Data segment:
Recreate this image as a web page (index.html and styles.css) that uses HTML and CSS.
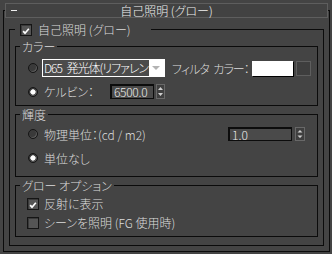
FILE: index.html
```html
<!DOCTYPE html>
<html lang="ja">
<head>
    <meta charset="UTF-8">
    <title>自己照明 (グロー)</title>
    <link rel="stylesheet" href="styles.css">
</head>
<body>
    <fieldset class="panel">
        <legend class="title-bar">
            <span class="collapse"></span>
            <span class="title">自己照明 (グロー)</span>
        </legend>

        <fieldset class="group main">
            <legend class="check-legend">
                <span class="checkbox">
                    <svg width="12" height="12" viewBox="0 0 12 12"><path d="M2.6 6.2 L4.8 8.6 L9.4 3.2" fill="none" stroke="#fff" stroke-width="2"/></svg>
                </span>
                <span>自己照明 (グロー)</span>
            </legend>

            <fieldset class="group sub color">
                <legend>カラー</legend>
                <div class="row first">
                    <span class="radio"></span>
                    <div class="combo">
                        <span class="combo-text">D65 発光体(リファレン</span>
                        <span class="combo-arrow"></span>
                    </div>
                    <span class="field-label filter">フィルタ カラー：</span>
                    <span class="swatch"></span>
                    <span class="swatch-btn"></span>
                </div>
                <div class="row second">
                    <span class="radio on"></span>
                    <span class="field-label kelvin">ケルビン：</span>
                    <span class="spinner kelvin-spin">6500.0</span>
                    <span class="spin-arrows">
                        <svg width="9" height="15" viewBox="0 0 9 15"><rect x="0.5" y="0.5" width="8" height="14" fill="#3f3f3f" stroke="#686868"/><path d="M2 6 L4.5 3 L7 6 Z M2 9 L4.5 12 L7 9 Z" fill="#cfcfcf"/></svg>
                    </span>
                </div>
            </fieldset>

            <fieldset class="group sub luminance">
                <legend>輝度</legend>
                <div class="row first">
                    <span class="radio"></span>
                    <span class="field-label physical">物理単位：(cd / m2)</span>
                    <span class="spinner lum-spin">1.0</span>
                    <span class="spin-arrows">
                        <svg width="10" height="14" viewBox="0 0 10 14"><rect x="0.5" y="0.5" width="9" height="13" fill="#3f3f3f" stroke="#686868"/><path d="M2.5 5.5 L5 3 L7.5 5.5 Z M2.5 8.5 L5 11 L7.5 8.5 Z" fill="#cfcfcf"/></svg>
                    </span>
                </div>
                <div class="row second">
                    <span class="radio on"></span>
                    <span class="field-label">単位なし</span>
                </div>
            </fieldset>

            <fieldset class="group sub glow">
                <legend>グロー オプション</legend>
                <div class="row first">
                    <span class="checkbox">
                        <svg width="12" height="12" viewBox="0 0 12 12"><path d="M2.6 6.2 L4.8 8.6 L9.4 3.2" fill="none" stroke="#fff" stroke-width="2"/></svg>
                    </span>
                    <span class="field-label">反射に表示</span>
                </div>
                <div class="row second">
                    <span class="checkbox"></span>
                    <span class="field-label">シーンを照明 (FG 使用時)</span>
                </div>
            </fieldset>
        </fieldset>
    </fieldset>
</body>
</html>
```

FILE: styles.css
```css
* {
    box-sizing: border-box;
}

body {
    margin: 0;
    background-color: #444444;
    font-family: "Noto Sans CJK JP", "Noto Sans", sans-serif;
    font-size: 12px;
    font-weight: 300;
    line-height: 13px;
    color: #dcdcdc;
    font-feature-settings: "palt" 1;
    overflow: hidden;
}

/* cadre du rollout */
.panel {
    width: 327px;
    margin: 3px 0 0 3px;
    padding: 0 1px 5px;
    border: 1px solid #0b0b0b;
    min-width: 0;
}

.title-bar {
    width: 100%;
    height: 15px;
    margin-bottom: 4px;
    padding: 0;
    border: 1px solid #5e5e5e;
    background-color: #424242;
    display: grid;
    grid-template-columns: 1fr auto 1fr;
    align-items: center;
    color: #f0f0f0;
}

.collapse {
    width: 6px;
    height: 1px;
    margin-left: 5px;
    background-color: #eeeeee;
}

.title {
    line-height: 13px;
}

.group {
    margin: 0;
    padding: 0;
    border: 1px solid #0b0b0b;
    min-width: 0;
}

.main {
    margin: 1px 4px 0;
    padding: 4px 5px 8px;
}

.check-legend {
    width: 136px;
    padding: 0 0 0 5px;
    display: flex;
    align-items: center;
    gap: 6px;
}

.sub {
    padding: 0 4px;
}

.sub legend {
    padding: 0 2px;
}

.sub + .sub {
    margin-top: 2px;
}

.row {
    display: flex;
    align-items: center;
    padding-left: 8px;
}

/* カラー */
.color {
    padding-top: 6px;
    padding-bottom: 6px;
}

.color .first {
    height: 18px;
}

.color .second {
    height: 15px;
    margin-top: 7px;
}

/* 輝度 */
.luminance {
    padding-top: 5px;
    padding-bottom: 10px;
}

.luminance .row {
    height: 16px;
}

.luminance .second {
    margin-top: 8px;
}

/* グロー オプション */
.glow {
    padding-top: 5px;
    padding-bottom: 7px;
}

.glow .row {
    height: 13px;
    padding-left: 7px;
}

.glow .second {
    margin-top: 6px;
}

.glow .checkbox {
    margin-right: 5px;
}

/* contrôles */
.radio {
    width: 10px;
    height: 10px;
    border-radius: 50%;
    border: 1px solid #151515;
    background: #3a3a3a;
    box-shadow: inset -1px -1px 0 #5c5c5c;
    margin-right: 6px;
    flex: none;
}

.radio.on {
    background: radial-gradient(circle, #ffffff 0 2px, #d0d0d0 2.5px, #3a3a3a 3px);
}

.color .first .radio {
    margin-right: 4px;
}

.checkbox {
    width: 12px;
    height: 12px;
    border: 1px solid #151515;
    background-color: #555555;
    box-shadow: inset 1px 1px 0 #3a3a3a;
    display: flex;
    flex: none;
}

.combo {
    width: 123px;
    height: 18px;
    padding: 1px;
    background-color: #ffffff;
    display: flex;
    align-items: center;
}

.combo-text {
    height: 16px;
    line-height: 16px;
    padding: 0 1px;
    white-space: nowrap;
    letter-spacing: -1px;
    word-spacing: 3px;
    background-color: #4b4b4b;
    color: #ffffff;
}

.combo-arrow {
    margin-left: auto;
    margin-right: 4px;
    width: 0;
    height: 0;
    border-left: 4px solid transparent;
    border-right: 4px solid transparent;
    border-top: 4px solid #b3b3b3;
}

.field-label {
    white-space: nowrap;
}

.filter {
    width: 80px;
    margin-left: 7px;
    letter-spacing: -1px;
    word-spacing: 3px;
}

.kelvin {
    width: 66px;
}

.physical {
    width: 184px;
}

.swatch {
    width: 41px;
    height: 15px;
    background-color: #ffffff;
    box-shadow: 1px 1px 0 #000000;
}

.swatch-btn {
    width: 15px;
    height: 15px;
    margin-left: 3px;
    border: 1px solid #5e5e5e;
    background-color: #3e3e3e;
}

.spinner {
    height: 15px;
    padding-left: 2px;
    border: 1px solid #0c0c0c;
    border-width: 2px 1px 1px 2px;
    background-color: #4a4a4a;
    color: #ececec;
    line-height: 12px;
}

.kelvin-spin {
    width: 44px;
    letter-spacing: -0.3px;
}

.lum-spin {
    width: 64px;
    height: 14px;
}

.spin-arrows {
    display: flex;
    margin-left: 2px;
}

.luminance .spin-arrows {
    margin-left: 3px;
}
```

Directions for this task:
Repeat the data in full and exactly. Omit pictures.

Task output:
Recreate this image as a web page (index.html and styles.css) that uses HTML and CSS.
FILE: index.html
```html
<!DOCTYPE html>
<html lang="ja">
<head>
    <meta charset="UTF-8">
    <title>自己照明 (グロー)</title>
    <link rel="stylesheet" href="styles.css">
</head>
<body>
    <fieldset class="panel">
        <legend class="title-bar">
            <span class="collapse"></span>
            <span class="title">自己照明 (グロー)</span>
        </legend>

        <fieldset class="group main">
            <legend class="check-legend">
                <span class="checkbox">
                    <svg width="12" height="12" viewBox="0 0 12 12"><path d="M2.6 6.2 L4.8 8.6 L9.4 3.2" fill="none" stroke="#fff" stroke-width="2"/></svg>
                </span>
                <span>自己照明 (グロー)</span>
            </legend>

            <fieldset class="group sub color">
                <legend>カラー</legend>
                <div class="row first">
                    <span class="radio"></span>
                    <div class="combo">
                        <span class="combo-text">D65 発光体(リファレン</span>
                        <span class="combo-arrow"></span>
                    </div>
                    <span class="field-label filter">フィルタ カラー：</span>
                    <span class="swatch"></span>
                    <span class="swatch-btn"></span>
                </div>
                <div class="row second">
                    <span class="radio on"></span>
                    <span class="field-label kelvin">ケルビン：</span>
                    <span class="spinner kelvin-spin">6500.0</span>
                    <span class="spin-arrows">
                        <svg width="9" height="15" viewBox="0 0 9 15"><rect x="0.5" y="0.5" width="8" height="14" fill="#3f3f3f" stroke="#686868"/><path d="M2 6 L4.5 3 L7 6 Z M2 9 L4.5 12 L7 9 Z" fill="#cfcfcf"/></svg>
                    </span>
                </div>
            </fieldset>

            <fieldset class="group sub luminance">
                <legend>輝度</legend>
                <div class="row first">
                    <span class="radio"></span>
                    <span class="field-label physical">物理単位：(cd / m2)</span>
                    <span class="spinner lum-spin">1.0</span>
                    <span class="spin-arrows">
                        <svg width="10" height="14" viewBox="0 0 10 14"><rect x="0.5" y="0.5" width="9" height="13" fill="#3f3f3f" stroke="#686868"/><path d="M2.5 5.5 L5 3 L7.5 5.5 Z M2.5 8.5 L5 11 L7.5 8.5 Z" fill="#cfcfcf"/></svg>
                    </span>
                </div>
                <div class="row second">
                    <span class="radio on"></span>
                    <span class="field-label">単位なし</span>
                </div>
            </fieldset>

            <fieldset class="group sub glow">
                <legend>グロー オプション</legend>
                <div class="row first">
                    <span class="checkbox">
                        <svg width="12" height="12" viewBox="0 0 12 12"><path d="M2.6 6.2 L4.8 8.6 L9.4 3.2" fill="none" stroke="#fff" stroke-width="2"/></svg>
                    </span>
                    <span class="field-label">反射に表示</span>
                </div>
                <div class="row second">
                    <span class="checkbox"></span>
                    <span class="field-label">シーンを照明 (FG 使用時)</span>
                </div>
            </fieldset>
        </fieldset>
    </fieldset>
</body>
</html>
```

FILE: styles.css
```css
* {
    box-sizing: border-box;
}

body {
    margin: 0;
    background-color: #444444;
    font-family: "Noto Sans CJK JP", "Noto Sans", sans-serif;
    font-size: 12px;
    font-weight: 300;
    line-height: 13px;
    color: #dcdcdc;
    font-feature-settings: "palt" 1;
    overflow: hidden;
}

/* cadre du rollout */
.panel {
    width: 327px;
    margin: 3px 0 0 3px;
    padding: 0 1px 5px;
    border: 1px solid #0b0b0b;
    min-width: 0;
}

.title-bar {
    width: 100%;
    height: 15px;
    margin-bottom: 4px;
    padding: 0;
    border: 1px solid #5e5e5e;
    background-color: #424242;
    display: grid;
    grid-template-columns: 1fr auto 1fr;
    align-items: center;
    color: #f0f0f0;
}

.collapse {
    width: 6px;
    height: 1px;
    margin-left: 5px;
    background-color: #eeeeee;
}

.title {
    line-height: 13px;
}

.group {
    margin: 0;
    padding: 0;
    border: 1px solid #0b0b0b;
    min-width: 0;
}

.main {
    margin: 1px 4px 0;
    padding: 4px 5px 8px;
}

.check-legend {
    width: 136px;
    padding: 0 0 0 5px;
    display: flex;
    align-items: center;
    gap: 6px;
}

.sub {
    padding: 0 4px;
}

.sub legend {
    padding: 0 2px;
}

.sub + .sub {
    margin-top: 2px;
}

.row {
    display: flex;
    align-items: center;
    padding-left: 8px;
}

/* カラー */
.color {
    padding-top: 6px;
    padding-bottom: 6px;
}

.color .first {
    height: 18px;
}

.color .second {
    height: 15px;
    margin-top: 7px;
}

/* 輝度 */
.luminance {
    padding-top: 5px;
    padding-bottom: 10px;
}

.luminance .row {
    height: 16px;
}

.luminance .second {
    margin-top: 8px;
}

/* グロー オプション */
.glow {
    padding-top: 5px;
    padding-bottom: 7px;
}

.glow .row {
    height: 13px;
    padding-left: 7px;
}

.glow .second {
    margin-top: 6px;
}

.glow .checkbox {
    margin-right: 5px;
}

/* contrôles */
.radio {
    width: 10px;
    height: 10px;
    border-radius: 50%;
    border: 1px solid #151515;
    background: #3a3a3a;
    box-shadow: inset -1px -1px 0 #5c5c5c;
    margin-right: 6px;
    flex: none;
}

.radio.on {
    background: radial-gradient(circle, #ffffff 0 2px, #d0d0d0 2.5px, #3a3a3a 3px);
}

.color .first .radio {
    margin-right: 4px;
}

.checkbox {
    width: 12px;
    height: 12px;
    border: 1px solid #151515;
    background-color: #555555;
    box-shadow: inset 1px 1px 0 #3a3a3a;
    display: flex;
    flex: none;
}

.combo {
    width: 123px;
    height: 18px;
    padding: 1px;
    background-color: #ffffff;
    display: flex;
    align-items: center;
}

.combo-text {
    height: 16px;
    line-height: 16px;
    padding: 0 1px;
    white-space: nowrap;
    letter-spacing: -1px;
    word-spacing: 3px;
    background-color: #4b4b4b;
    color: #ffffff;
}

.combo-arrow {
    margin-left: auto;
    margin-right: 4px;
    width: 0;
    height: 0;
    border-left: 4px solid transparent;
    border-right: 4px solid transparent;
    border-top: 4px solid #b3b3b3;
}

.field-label {
    white-space: nowrap;
}

.filter {
    width: 80px;
    margin-left: 7px;
    letter-spacing: -1px;
    word-spacing: 3px;
}

.kelvin {
    width: 66px;
}

.physical {
    width: 184px;
}

.swatch {
    width: 41px;
    height: 15px;
    background-color: #ffffff;
    box-shadow: 1px 1px 0 #000000;
}

.swatch-btn {
    width: 15px;
    height: 15px;
    margin-left: 3px;
    border: 1px solid #5e5e5e;
    background-color: #3e3e3e;
}

.spinner {
    height: 15px;
    padding-left: 2px;
    border: 1px solid #0c0c0c;
    border-width: 2px 1px 1px 2px;
    background-color: #4a4a4a;
    color: #ececec;
    line-height: 12px;
}

.kelvin-spin {
    width: 44px;
    letter-spacing: -0.3px;
}

.lum-spin {
    width: 64px;
    height: 14px;
}

.spin-arrows {
    display: flex;
    margin-left: 2px;
}

.luminance .spin-arrows {
    margin-left: 3px;
}
```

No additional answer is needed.